Paul McKenney noted that a softirq (or irq_work) handler arming for a
deferred QS can fire and find rcu_preempt_depth() > 0 -- the task is
still inside its outer reader, so rcu_preempt_need_deferred_qs() bails
without reporting the QS. At that point the queued mechanism has been
consumed but ->defer_qs_pending stays in DEFER_QS_PENDING.
In the meantime, the only remaining path back to a quiescent state on
this CPU may be a local_irq_disable()/_enable() pair that does not
call preempt_check_resched() (it is just `sti`/`cli`). patch 6's
unconditional set_need_resched_current() makes need_resched true, but
without an irq_work being raised the next outer rcu_read_unlock_special()
hits the P-gate at the arming code:
if (rdp->defer_qs_pending != DEFER_QS_PENDING) {
rdp->defer_qs_pending = DEFER_QS_PENDING;
irq_work_queue_on(...); // <-- skipped
}
so no irq_work is queued for the hardirq-exit preempt_schedule_irq()
path either. The deferred QS now waits until the next timer tick (or
similar preempt-safe boundary), needlessly extending expedited grace
period latency.
Clear ->defer_qs_pending in the bail-out path of rcu_preempt_deferred_qs()
when rcu_preempt_depth() > 0. The recursion guard semantics introduced
by commit b41642c87716 ("rcu: Fix rcu_read_unlock() deadloop due to IRQ
work").
The clear is also safe against fresh recursion at this exact program
point: rcu_preempt_depth() > 0 guarantees we are still inside an outer
reader, so any inner rcu_read_unlock() from tracing infrastructure
brings nesting back to outer (>0), never to 0. The slow path of
rcu_read_unlock_special() is structurally unreachable under that
condition, so no recursive raise_softirq_irqoff()/irq_work_queue_on()

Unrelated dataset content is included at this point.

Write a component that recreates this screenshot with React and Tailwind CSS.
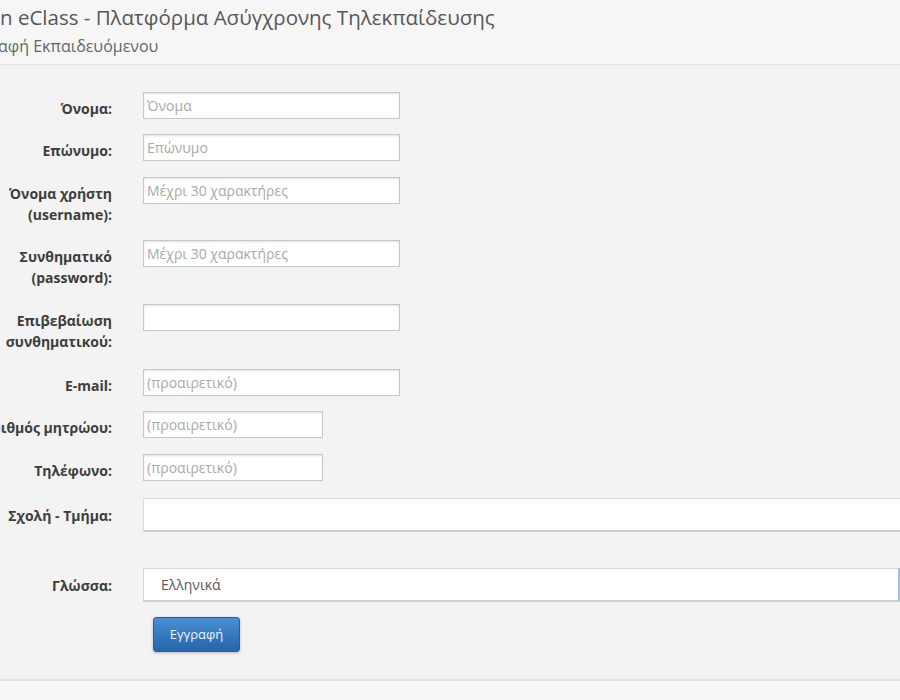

can be triggered by the clear. Essentially, the mechanism will work to
prevent the following recursion which Xiongfeng had previously reported:
irq_exit() -> __irq_exit_rcu()
-> tick_irq_exit() -> tick_nohz_irq_exit() -> tick_nohz_stop_sched_tick()
-> trace_tick_stop() // BPF prog hooked here
-> rcu_read_unlock_special()
-> irq_work_queue_on(&rdp->defer_qs_iw, rdp->cpu) // self-IPI
re-enters irq_exit
Reported-by: Paul E. McKenney <[email protected]>
Signed-off-by: Joel Fernandes <[email protected]>
---
kernel/rcu/tree_plugin.h | 28 +++++++++++++++++++++++++++-
1 file changed, 27 insertions(+), 1 deletion(-)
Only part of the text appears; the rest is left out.